**INFORMATION PROVIDED:**
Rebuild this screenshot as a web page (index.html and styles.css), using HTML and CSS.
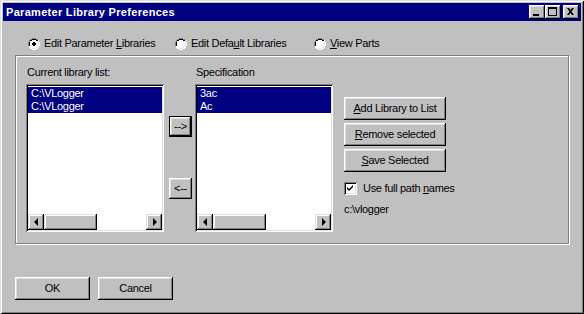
FILE: index.html
```html
<!DOCTYPE html>
<html>
<head>
<meta charset="utf-8">
<link rel="stylesheet" href="styles.css">
</head>
<body>
<div class="window">
  <div class="titlebar">
    <span class="title">Parameter Library Preferences</span>
    <div class="controls">
      <span class="tbtn"><svg width="16" height="14" viewBox="0 0 16 14"><rect x="4" y="9" width="6" height="2" fill="#000"/></svg></span>
      <span class="tbtn"><svg width="16" height="14" viewBox="0 0 16 14"><path d="M3 2h9v9h-9z M4 4v6h7v-6z" fill="#000" fill-rule="evenodd"/></svg></span>
      <span class="tbtn close"><svg width="16" height="14" viewBox="0 0 16 14"><path d="M4 3h2l1.5 2 1.5-2h2l-2.5 3.5 2.5 3.5h-2l-1.5-2-1.5 2h-2l2.5-3.5z" fill="#000"/></svg></span>
    </div>
  </div>

  <div class="radios">
    <label class="radio r1"><span class="rcircle"><svg width="12" height="12" viewBox="0 0 12 12"><path d="M4 0h4v1h2v1h1v2h1v4h-1v2h-1v1h-2v1h-4v-1h-2v-1h-1v-2h-1v-4h1v-2h1v-1h2z" fill="#fff"/><path d="M4 0h4v1h2v1h-2v-1h-4v1h-2v2h-1v4h-1v-4h1v-2h1v-1h2z" fill="#808080"/><path d="M4 1h4v1h2v1h-2v-1h-4v1h-2v1h-0v4h-1v-4h1v-2h2z" fill="#000"/><path d="M4 2h4v1h1v1h1v4h-1v1h-1v1h-4v-1h-1v-1h-1v-4h1v-1h1z" fill="#fff"/><path d="M10 3h1v5h-1v1h-1v1h-1v1h-4v-1h4v-1h1v-1h1z" fill="#dfdfdf"/><path d="M5 4h2v1h1v2h-1v1h-2v-1h-1v-2h1z" fill="#000"/></svg></span><span class="txt">Edit Parameter <u>L</u>ibraries</span></label>
    <label class="radio r2"><span class="rcircle"><svg width="12" height="12" viewBox="0 0 12 12"><path d="M4 0h4v1h2v1h1v2h1v4h-1v2h-1v1h-2v1h-4v-1h-2v-1h-1v-2h-1v-4h1v-2h1v-1h2z" fill="#fff"/><path d="M4 0h4v1h2v1h-2v-1h-4v1h-2v2h-1v4h-1v-4h1v-2h1v-1h2z" fill="#808080"/><path d="M4 1h4v1h2v1h-2v-1h-4v1h-2v1h-0v4h-1v-4h1v-2h2z" fill="#000"/><path d="M4 2h4v1h1v1h1v4h-1v1h-1v1h-4v-1h-1v-1h-1v-4h1v-1h1z" fill="#fff"/><path d="M10 3h1v5h-1v1h-1v1h-1v1h-4v-1h4v-1h1v-1h1z" fill="#dfdfdf"/></svg></span><span class="txt">Edit Defa<u>u</u>lt Libraries</span></label>
    <label class="radio r3"><span class="rcircle"><svg width="12" height="12" viewBox="0 0 12 12"><path d="M4 0h4v1h2v1h1v2h1v4h-1v2h-1v1h-2v1h-4v-1h-2v-1h-1v-2h-1v-4h1v-2h1v-1h2z" fill="#fff"/><path d="M4 0h4v1h2v1h-2v-1h-4v1h-2v2h-1v4h-1v-4h1v-2h1v-1h2z" fill="#808080"/><path d="M4 1h4v1h2v1h-2v-1h-4v1h-2v1h-0v4h-1v-4h1v-2h2z" fill="#000"/><path d="M4 2h4v1h1v1h1v4h-1v1h-1v1h-4v-1h-1v-1h-1v-4h1v-1h1z" fill="#fff"/><path d="M10 3h1v5h-1v1h-1v1h-1v1h-4v-1h4v-1h1v-1h1z" fill="#dfdfdf"/></svg></span><span class="txt"><u>V</u>iew Parts</span></label>
  </div>

  <div class="group">
    <div class="listcol">
      <div class="label">Current library list:</div>
      <div class="listbox">
        <div class="items">
          <div class="item sel">C:\VLogger</div>
          <div class="item sel">C:\VLogger</div>
        </div>
        <div class="hscroll">
          <span class="sbtn"><span class="tri left"></span></span>
          <span class="thumb"></span>
          <span class="track"></span>
          <span class="sbtn"><span class="tri right"></span></span>
        </div>
      </div>
    </div>

    <div class="arrows">
      <button class="btn default arrowbtn">--&gt;</button>
      <button class="btn arrowbtn second">&lt;--</button>
    </div>

    <div class="listcol">
      <div class="label">Specification</div>
      <div class="listbox">
        <div class="items">
          <div class="item sel">3ac</div>
          <div class="item sel">Ac</div>
        </div>
        <div class="hscroll">
          <span class="sbtn"><span class="tri left"></span></span>
          <span class="thumb"></span>
          <span class="track"></span>
          <span class="sbtn"><span class="tri right"></span></span>
        </div>
      </div>
    </div>

    <div class="actions">
      <button class="btn wide"><u>A</u>dd Library to List</button>
      <button class="btn wide"><u>R</u>emove selected</button>
      <button class="btn wide"><u>S</u>ave Selected</button>
      <label class="check"><span class="cbox"><svg width="7" height="7" viewBox="0 0 7 7"><path d="M6 0v2l-4 4-2-2v-2l2 2 4-4z" fill="#000"/></svg></span><span class="txt">Use full path <u>n</u>ames</span></label>
      <div class="path">c:\vlogger</div>
    </div>
  </div>

  <div class="footer">
    <button class="btn foot">OK</button>
    <button class="btn foot">Cancel</button>
  </div>
</div>
</body>
</html>
```

FILE: styles.css
```css
* { box-sizing: border-box; }
html, body { margin: 0; padding: 0; }
body {
  width: 584px;
  height: 314px;
  background: #c0c0c0;
  font-family: "Liberation Sans", Arial, sans-serif;
  font-size: 11px;
  letter-spacing: -0.3px;
  color: #000;
  overflow: hidden;
}
.window {
  width: 584px;
  height: 314px;
  padding: 3px;
  background: #c0c0c0;
  box-shadow: inset 1px 1px #dfdfdf, inset -1px -1px #000, inset 2px 2px #fff, inset -2px -2px #808080;
  display: flex;
  flex-direction: column;
}
.titlebar {
  height: 18px;
  background: #000080;
  display: flex;
  align-items: center;
  justify-content: space-between;
  padding: 0 2px 0 3px;
}
.title {
  color: #fff;
  font-weight: bold;
  font-size: 11px;
  letter-spacing: 0.3px;
  line-height: 13px;
}
.controls { display: flex; align-items: center; }
.tbtn {
  width: 16px;
  height: 14px;
  background: #c0c0c0;
  box-shadow: inset -1px -1px #000, inset 1px 1px #fff, inset -2px -2px #808080, inset 2px 2px #dfdfdf;
  display: block;
}
.tbtn svg { display: block; }
.tbtn.close { margin-left: 2px; }

.radios {
  display: flex;
  padding: 16px 0 0 25px;
  height: 34px;
}
.radio {
  display: flex;
  align-items: center;
  height: 13px;
  line-height: 13px;
  white-space: nowrap;
}
.r1 { width: 147px; }
.r2 { width: 139px; }
.rcircle { width: 12px; height: 12px; margin-right: 4px; display: block; }
.rcircle svg { display: block; }

.group {
  margin: 0 12px;
  height: 189px;
  border: 1px solid #808080;
  box-shadow: inset 1px 1px #fff, 1px 1px #fff;
  padding: 10px 0 0 10px;
  display: flex;
  align-items: flex-start;
}
.listcol { display: flex; flex-direction: column; }
.label { line-height: 13px; height: 13px; padding-left: 1px; margin-bottom: 5px; }
.listbox {
  width: 138px;
  height: 148px;
  background: #fff;
  padding: 2px;
  box-shadow: inset 1px 1px #808080, inset -1px -1px #fff, inset 2px 2px #000, inset -2px -2px #dfdfdf;
  display: flex;
  flex-direction: column;
}
.items { flex: 1; padding-top: 1px; }
.item { height: 13px; line-height: 13px; padding-left: 3px; white-space: nowrap; }
.item.sel { background: #000080; color: #fff; }

.hscroll { height: 16px; display: flex; }
.sbtn, .thumb {
  height: 16px;
  background: #c0c0c0;
  box-shadow: inset -1px -1px #000, inset 1px 1px #dfdfdf, inset -2px -2px #808080, inset 2px 2px #fff;
}
.sbtn { width: 16px; display: flex; align-items: center; justify-content: center; }
.thumb { width: 53px; }
.track { flex: 1; background: #fff; }
.tri { width: 0; height: 0; border-top: 4px solid transparent; border-bottom: 4px solid transparent; }
.tri.left { border-right: 4px solid #000; margin-left: -1px; }
.tri.right { border-left: 4px solid #000; margin-left: 1px; }

.arrows {
  display: flex;
  flex-direction: column;
  margin: 50px 3px 0 5px;
}
.btn {
  font-family: "Liberation Sans", Arial, sans-serif;
  font-size: 11px;
  letter-spacing: -0.3px;
  color: #000;
  background: #c0c0c0;
  border: none;
  padding: 0;
  margin: 0;
  box-shadow: inset -1px -1px #000, inset 1px 1px #fff, inset -2px -2px #808080, inset 2px 2px #dfdfdf;
  display: block;
  text-align: center;
  line-height: 13px;
}
.btn.default {
  box-shadow: inset 0 0 0 1px #000, inset -2px -2px #000, inset 2px 2px #fff, inset -3px -3px #808080, inset 3px 3px #dfdfdf;
}
.arrowbtn { width: 23px; height: 21px; }
.arrowbtn.second { margin-top: 41px; }

.actions {
  display: flex;
  flex-direction: column;
  margin: 31px 0 0 11px;
}
.wide { width: 102px; height: 23px; margin-bottom: 3px; }
.check {
  display: flex;
  align-items: center;
  height: 13px;
  line-height: 13px;
  margin-top: 7px;
  white-space: nowrap;
}
.cbox {
  width: 13px;
  height: 13px;
  margin-right: 6px;
  background: #fff;
  box-shadow: inset 1px 1px #808080, inset -1px -1px #fff, inset 2px 2px #000, inset -2px -2px #dfdfdf;
  display: flex;
  align-items: center;
  justify-content: center;
}
.cbox svg { display: block; }
.path { margin-top: 8px; line-height: 13px; }

.footer {
  display: flex;
  gap: 8px;
  padding: 33px 0 0 12px;
}
.foot { width: 75px; height: 23px; }
```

**GOAL:**
Whichever lines contain the string "styles", select and copy them.

**EXPECTED ANSWER:**
Rebuild this screenshot as a web page (index.html and styles.css), using HTML and CSS.
<link rel="stylesheet" href="styles.css">
FILE: styles.css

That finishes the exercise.